It seems that this time of year medical providers frequently receive questions and concerns about fevers. If a child has a fever, parents feel like they need to rush them to the office, or, if after hours, to the ER to have them evaluated, which may or may not be the correct course of action, nor even necessary.
Let’s first try and define what a true fever is. A true fever generally is defined as 100 degrees Fahrenheit. If measuring the forehead with the fancy thermometers that cost $50, take it a few times and use the average, because of poor accuracy.
Do we need to worry about a fever? In most cases no. A fever can actually be a good thing, as it is our body’s natural response to an exposure or an infection, and, in some cases chronic infection. Immunizations can cause fevers and even overdressing your child can make it seem like they have a fever.
If a child's fever reduces with Acetaminophen or Ibuprofen and he or she is, otherwise, acting ok, managing the fever and monitoring your child is an appropriate course of action. You don’t even necessarily need to give the child anything for fever if the child is still acting ok and not complaining of anything specific.
If the child is uncomfortable, as typical with fevers above 102 – 103, administer the child some Acetaminophen or Ibuprofen to bring the temperature down to make them more comfortable. In other words, treat the patient, not the fever.
For infants though, fevers can be very serious, so if you have a baby under 8 weeks with a fever, you should contact your medical provider right away.
If you’re not sure if you should worry about a fever, call your provider and seek guidance from the trained triage staff to determine necessity for an office visit. Some symptoms in conjunction with a fever warrant an evaluation within 24 hours.
When should my child be seen for a fever? Many viral illnesses are associated with fevers that can last up to 72 hours.

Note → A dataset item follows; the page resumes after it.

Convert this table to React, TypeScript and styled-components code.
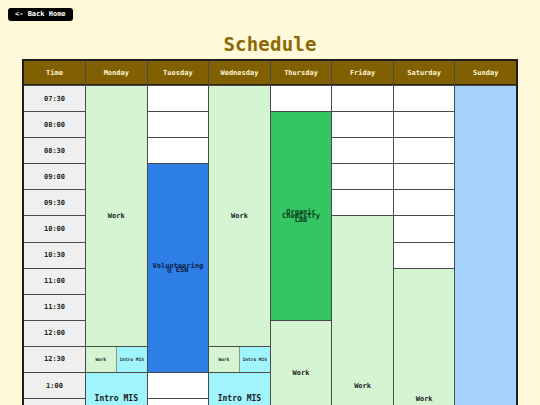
import React from "react";
import styled, { createGlobalStyle } from "styled-components";

const Global = createGlobalStyle`
  html, body { margin: 0; padding: 0; background: #fff8d9; }
  body { font-family: "DejaVu Sans Mono", "Liberation Mono", monospace; }
`;

const Page = styled.div`
  padding: 8px 22px 20px 8px;
  box-sizing: border-box;
  width: 540px;
`;

const BackButton = styled.button`
  display: block;
  height: 13px;
  padding: 0 7px;
  border: none;
  border-radius: 3px;
  background: #000;
  color: #fff;
  font-family: "DejaVu Sans Mono", monospace;
  font-weight: bold;
  font-size: 7px;
  line-height: 13px;
  cursor: pointer;
`;

const Title = styled.h1`
  margin: 13px 0 5px 14px;
  text-align: center;
  font-family: "DejaVu Sans Mono", monospace;
  font-weight: bold;
  font-size: 19px;
  line-height: 20px;
  color: #8a6a06;
  letter-spacing: 0.2px;
`;

const Grid = styled.div`
  margin-left: 14px;
  width: 496px;
  box-sizing: border-box;
  display: grid;
  grid-template-columns: 61px repeat(7, 1fr);
  grid-template-rows: 24px repeat(20, 25.1px);
  gap: 1px;
  background: #4a4a4a;
  border: 2px solid #1e1e1e;
`;

const Head = styled.div`
  background: #806000;
  color: #fff4d8;
  font-weight: bold;
  font-size: 7px;
  display: flex;
  align-items: center;
  justify-content: center;
  border-bottom: 1px solid #2e2410;
`;

const TimeCell = styled.div<{ $row: number }>`
  grid-column: 1;
  grid-row: ${(p) => p.$row + 2};
  background: #efefef;
  color: #222;
  font-weight: bold;
  font-size: 7px;
  display: flex;
  align-items: center;
  justify-content: center;
`;

const Slot = styled.div<{ $col: number; $row: number; $span: number; $bg: string; $fg: string; $size: number }>`
  grid-column: ${(p) => p.$col + 2};
  grid-row: ${(p) => p.$row + 2} / span ${(p) => p.$span};
  background: ${(p) => p.$bg};
  color: ${(p) => p.$fg};
  font-weight: bold;
  font-size: ${(p) => p.$size}px;
  line-height: ${(p) => (p.$size > 7 ? 9 : 4)}px;
  display: flex;
  align-items: center;
  justify-content: center;
  text-align: center;
  padding: 0 5px;
  overflow: hidden;
`;

const Split = styled.div<{ $col: number; $row: number }>`
  grid-column: ${(p) => p.$col + 2};
  grid-row: ${(p) => p.$row + 2};
  display: flex;
  gap: 1px;
  background: #8a9a8a;
`;

const Half = styled.div<{ $bg: string }>`
  flex: 1;
  background: ${(p) => p.$bg};
  color: #222;
  font-weight: bold;
  font-size: 4.5px;
  display: flex;
  align-items: center;
  justify-content: center;
`;

const times = [
  "07:30", "08:00", "08:30", "09:00", "09:30", "10:00", "10:30", "11:00", "11:30", "12:00",
  "12:30", "1:00", "1:30", "2:00", "2:30", "3:00", "3:30", "4:00", "4:30", "5:00",
];
const days = ["Monday", "Tuesday", "Wednesday", "Thursday", "Friday", "Saturday", "Sunday"];

const WORK = "#d4f4d2";
const MIS = "#a0f4fb";

type Ev = { row: number; span: number; label?: string; bg: string; fg?: string; size?: number; split?: boolean };

const schedule: Ev[][] = [
  [
    { row: 0, span: 10, label: "Work", bg: WORK },
    { row: 10, span: 1, bg: WORK, split: true },
    { row: 11, span: 2, label: "Intro MIS", bg: MIS, size: 8 },
  ],
  [{ row: 3, span: 8, label: "Volunteering @ ESW", bg: "#2e7ee8", fg: "#0c1c3c" }],
  [
    { row: 0, span: 10, label: "Work", bg: WORK },
    { row: 10, span: 1, bg: WORK, split: true },
    { row: 11, span: 2, label: "Intro MIS", bg: MIS, size: 8 },
  ],
  [
    { row: 1, span: 8, label: "Organic Chemistry Lab", bg: "#35c563", fg: "#0c3a1c" },
    { row: 9, span: 4, label: "Work", bg: WORK },
  ],
  [{ row: 5, span: 13, label: "Work", bg: WORK }],
  [{ row: 7, span: 10, label: "Work", bg: WORK }],
  [{ row: 0, span: 20, bg: "#a6d3fc" }],
];

export default function App() {
  const cells: React.ReactNode[] = [];
  schedule.forEach((evs, col) => {
    const taken = new Array(times.length).fill(false);
    evs.forEach((ev, i) => {
      for (let r = ev.row; r < ev.row + ev.span && r < times.length; r++) taken[r] = true;
      if (ev.split) {
        cells.push(
          <Split key={`e${col}-${i}`} $col={col} $row={ev.row}>
            <Half $bg={WORK}>Work</Half>
            <Half $bg={MIS}>Intro MIS</Half>
          </Split>
        );
      } else {
        cells.push(
          <Slot
            key={`e${col}-${i}`}
            $col={col}
            $row={ev.row}
            $span={ev.span}
            $bg={ev.bg}
            $fg={ev.fg ?? "#1a1a1a"}
            $size={ev.size ?? 7}
          >
            {ev.label}
          </Slot>
        );
      }
    });
    taken.forEach((t, r) => {
      if (!t)
        cells.push(
          <Slot key={`x${col}-${r}`} $col={col} $row={r} $span={1} $bg="#ffffff" $fg="#000" $size={7} />
        );
    });
  });

  return (
    <Page>
      <Global />
      <BackButton>{"<- Back Home"}</BackButton>
      <Title>Schedule</Title>
      <Grid>
        <Head>Time</Head>
        {days.map((d) => (
          <Head key={d}>{d}</Head>
        ))}
        {times.map((t, i) => (
          <TimeCell key={t} $row={i}>
            {t}
          </TimeCell>
        ))}
        {cells}
      </Grid>
    </Page>
  );
}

So if a fever lasts longer than 72 hours, contact your healthcare provider. If the fever comes with specific complaints such as coughing or ear pain, you may want your child evaluated to rule our signs of bacterial infections. A fever and flu-like symptoms should actually be seen within the first 48 hours so that Tamiflu may be initiated, if appropriate.
Should I take my child to the ER in the evenings or the middle of the night if he/she develops a fever? In most cases, simply having a fever shouldn’t warrant a trip to the ER in the middle of the night. In fact, fevers are usually higher in the evening and night than during the day, so don’t be surprised if it is higher in the middle of the night. It doesn’t necessarily mean they are getting worse. In most cases, you can manage the child’s comfort level overnight and have them seen the next day, if needed. Taking the child to the ER should be a last resort due to a number of exposures you and your family will get at the ER.
Remember, fevers are a natural response by the body to infection and represents defenses are working properly. But, there are instances when fevers need to be evaluated as soon as possible. I hope, after reading this, you will be better prepared to identify when those instances are. But if not, that’s ok, you can always contact your healthcare provider and they can help walk you through it.
Remember to wash those hands and keep your hands away from your face!!!!